Search the material below for the word "this". Copy every line that has it.

▸ Dataset
- - -

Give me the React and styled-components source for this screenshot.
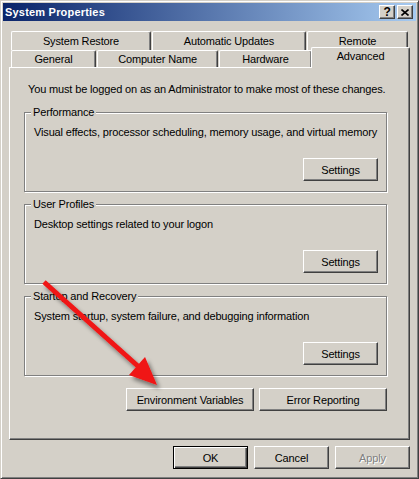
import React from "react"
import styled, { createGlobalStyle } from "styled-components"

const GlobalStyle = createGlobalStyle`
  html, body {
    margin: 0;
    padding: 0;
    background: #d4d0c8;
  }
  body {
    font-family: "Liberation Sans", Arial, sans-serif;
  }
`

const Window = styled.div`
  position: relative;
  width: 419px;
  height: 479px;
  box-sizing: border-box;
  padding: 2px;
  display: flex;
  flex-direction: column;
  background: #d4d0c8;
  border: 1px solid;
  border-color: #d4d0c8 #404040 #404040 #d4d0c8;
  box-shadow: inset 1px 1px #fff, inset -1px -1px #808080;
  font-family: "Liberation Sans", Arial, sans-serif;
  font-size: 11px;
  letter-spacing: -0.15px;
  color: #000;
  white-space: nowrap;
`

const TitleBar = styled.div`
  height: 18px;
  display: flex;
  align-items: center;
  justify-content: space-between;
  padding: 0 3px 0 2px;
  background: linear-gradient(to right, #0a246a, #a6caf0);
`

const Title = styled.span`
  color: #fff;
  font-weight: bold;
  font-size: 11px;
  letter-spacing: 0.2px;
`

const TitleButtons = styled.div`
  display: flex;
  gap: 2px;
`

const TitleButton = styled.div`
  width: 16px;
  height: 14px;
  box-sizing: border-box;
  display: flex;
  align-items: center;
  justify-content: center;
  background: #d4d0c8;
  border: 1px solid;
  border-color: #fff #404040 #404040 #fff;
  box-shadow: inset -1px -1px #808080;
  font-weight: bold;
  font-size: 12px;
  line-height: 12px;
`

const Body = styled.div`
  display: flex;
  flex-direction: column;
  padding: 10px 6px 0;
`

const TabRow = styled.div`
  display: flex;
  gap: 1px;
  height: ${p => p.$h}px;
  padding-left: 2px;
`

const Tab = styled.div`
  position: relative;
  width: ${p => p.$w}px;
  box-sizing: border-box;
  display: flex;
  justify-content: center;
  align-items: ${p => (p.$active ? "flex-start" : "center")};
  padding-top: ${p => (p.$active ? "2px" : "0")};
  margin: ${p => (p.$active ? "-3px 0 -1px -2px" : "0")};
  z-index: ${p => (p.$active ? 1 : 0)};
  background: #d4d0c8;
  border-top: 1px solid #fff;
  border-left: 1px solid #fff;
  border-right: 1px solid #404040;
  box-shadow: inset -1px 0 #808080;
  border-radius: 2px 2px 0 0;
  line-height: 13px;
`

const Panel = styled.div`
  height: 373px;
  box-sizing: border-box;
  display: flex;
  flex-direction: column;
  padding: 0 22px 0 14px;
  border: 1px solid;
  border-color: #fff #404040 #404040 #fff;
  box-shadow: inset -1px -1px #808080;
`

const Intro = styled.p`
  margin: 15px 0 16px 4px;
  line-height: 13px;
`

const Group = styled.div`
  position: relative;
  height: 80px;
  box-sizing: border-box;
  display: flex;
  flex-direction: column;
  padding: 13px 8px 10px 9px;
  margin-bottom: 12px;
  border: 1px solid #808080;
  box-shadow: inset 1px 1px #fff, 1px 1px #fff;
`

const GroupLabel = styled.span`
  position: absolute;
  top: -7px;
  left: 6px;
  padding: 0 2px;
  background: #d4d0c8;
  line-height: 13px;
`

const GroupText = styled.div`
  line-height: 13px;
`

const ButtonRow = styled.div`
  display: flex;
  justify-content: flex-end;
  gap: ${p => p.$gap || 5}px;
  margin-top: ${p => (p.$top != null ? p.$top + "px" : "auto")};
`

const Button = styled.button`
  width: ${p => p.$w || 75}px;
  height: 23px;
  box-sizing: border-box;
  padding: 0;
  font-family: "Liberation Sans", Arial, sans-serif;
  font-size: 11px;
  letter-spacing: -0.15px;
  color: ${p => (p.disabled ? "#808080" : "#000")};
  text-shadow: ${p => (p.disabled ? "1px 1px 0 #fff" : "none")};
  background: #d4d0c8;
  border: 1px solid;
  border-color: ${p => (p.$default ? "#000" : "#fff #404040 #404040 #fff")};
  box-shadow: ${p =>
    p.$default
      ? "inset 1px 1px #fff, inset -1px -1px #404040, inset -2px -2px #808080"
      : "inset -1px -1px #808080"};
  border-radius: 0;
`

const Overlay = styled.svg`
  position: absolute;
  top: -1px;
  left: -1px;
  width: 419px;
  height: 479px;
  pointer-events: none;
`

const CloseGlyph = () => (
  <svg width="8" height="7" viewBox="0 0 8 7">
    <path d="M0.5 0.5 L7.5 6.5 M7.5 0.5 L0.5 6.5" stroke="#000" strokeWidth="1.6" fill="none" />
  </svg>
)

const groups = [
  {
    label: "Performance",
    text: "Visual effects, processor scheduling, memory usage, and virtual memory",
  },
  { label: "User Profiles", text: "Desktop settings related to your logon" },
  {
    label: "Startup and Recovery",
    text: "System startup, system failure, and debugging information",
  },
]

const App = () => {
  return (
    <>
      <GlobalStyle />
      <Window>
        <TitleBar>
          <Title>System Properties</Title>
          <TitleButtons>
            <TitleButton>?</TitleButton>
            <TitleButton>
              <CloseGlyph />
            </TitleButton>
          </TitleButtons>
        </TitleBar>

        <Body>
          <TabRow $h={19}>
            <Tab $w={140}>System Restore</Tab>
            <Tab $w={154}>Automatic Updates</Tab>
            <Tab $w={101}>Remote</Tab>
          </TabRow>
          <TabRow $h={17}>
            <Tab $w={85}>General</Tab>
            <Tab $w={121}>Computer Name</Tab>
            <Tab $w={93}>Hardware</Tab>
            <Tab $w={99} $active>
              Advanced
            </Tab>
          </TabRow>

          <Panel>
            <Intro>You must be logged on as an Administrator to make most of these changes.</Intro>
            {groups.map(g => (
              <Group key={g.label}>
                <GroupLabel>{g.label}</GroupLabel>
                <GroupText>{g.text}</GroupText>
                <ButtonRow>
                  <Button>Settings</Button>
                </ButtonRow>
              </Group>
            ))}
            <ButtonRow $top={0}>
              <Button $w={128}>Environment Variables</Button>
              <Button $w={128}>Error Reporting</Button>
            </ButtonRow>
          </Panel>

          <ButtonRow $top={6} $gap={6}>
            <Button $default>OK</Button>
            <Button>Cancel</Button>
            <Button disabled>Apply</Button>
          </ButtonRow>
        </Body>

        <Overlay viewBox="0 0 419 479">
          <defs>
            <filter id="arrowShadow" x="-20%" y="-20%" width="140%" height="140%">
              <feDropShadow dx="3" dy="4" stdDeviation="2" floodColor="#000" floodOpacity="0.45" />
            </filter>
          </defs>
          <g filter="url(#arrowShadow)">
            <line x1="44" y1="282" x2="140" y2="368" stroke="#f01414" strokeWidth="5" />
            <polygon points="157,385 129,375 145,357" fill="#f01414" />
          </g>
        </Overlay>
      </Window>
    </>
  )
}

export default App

- - -

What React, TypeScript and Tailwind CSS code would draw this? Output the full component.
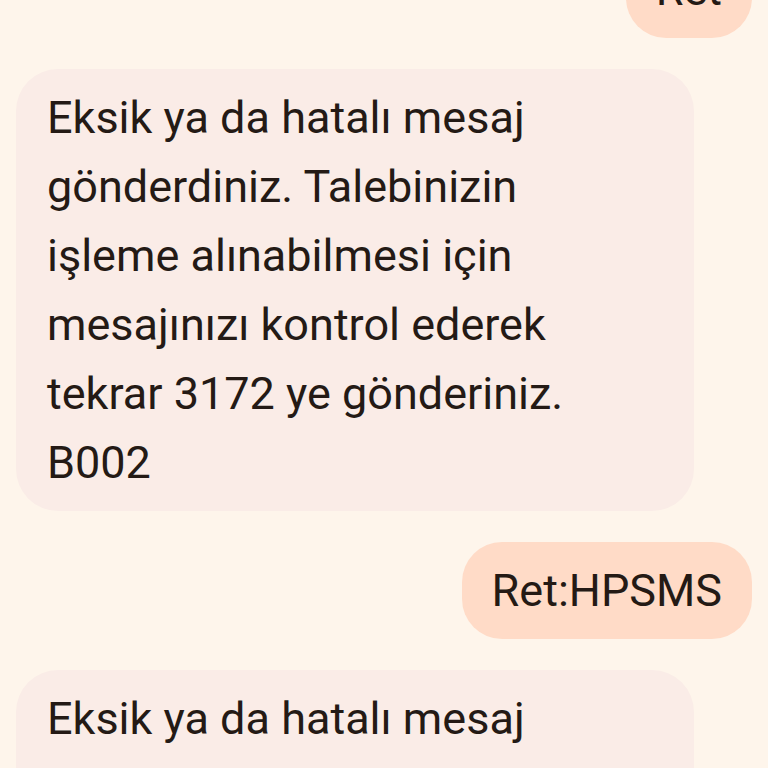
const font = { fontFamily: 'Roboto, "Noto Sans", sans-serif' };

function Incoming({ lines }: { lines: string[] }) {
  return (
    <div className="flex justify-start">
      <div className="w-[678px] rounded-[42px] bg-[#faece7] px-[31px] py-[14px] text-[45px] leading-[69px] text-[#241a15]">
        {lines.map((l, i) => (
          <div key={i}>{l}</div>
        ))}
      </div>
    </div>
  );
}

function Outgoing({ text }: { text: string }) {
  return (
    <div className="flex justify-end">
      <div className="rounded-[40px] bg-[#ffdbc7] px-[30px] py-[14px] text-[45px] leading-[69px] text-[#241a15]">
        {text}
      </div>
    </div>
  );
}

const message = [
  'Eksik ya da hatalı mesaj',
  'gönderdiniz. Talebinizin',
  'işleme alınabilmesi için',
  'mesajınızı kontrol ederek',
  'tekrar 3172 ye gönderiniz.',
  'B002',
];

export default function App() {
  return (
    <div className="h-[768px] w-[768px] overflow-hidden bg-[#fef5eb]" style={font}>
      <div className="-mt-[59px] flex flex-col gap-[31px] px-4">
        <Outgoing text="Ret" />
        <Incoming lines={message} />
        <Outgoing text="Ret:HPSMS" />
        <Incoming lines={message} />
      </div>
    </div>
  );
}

- - -

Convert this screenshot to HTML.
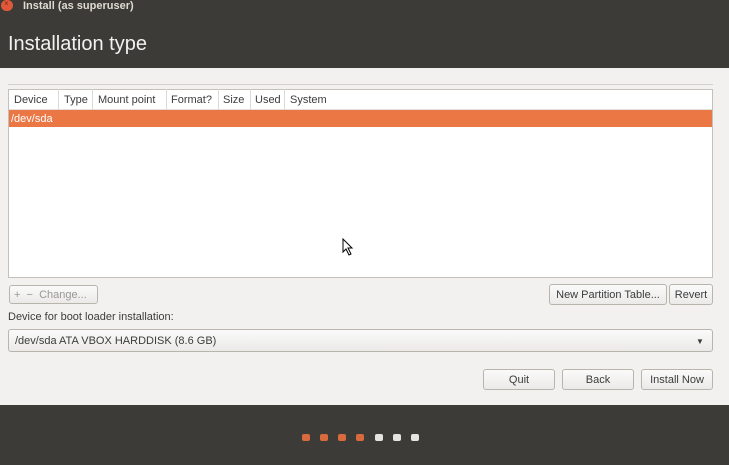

- - -

▸ In response
Give me the React and styled-components source for this screenshot.
What React, TypeScript and Tailwind CSS code would draw this? Output the full component.
Convert this screenshot to HTML.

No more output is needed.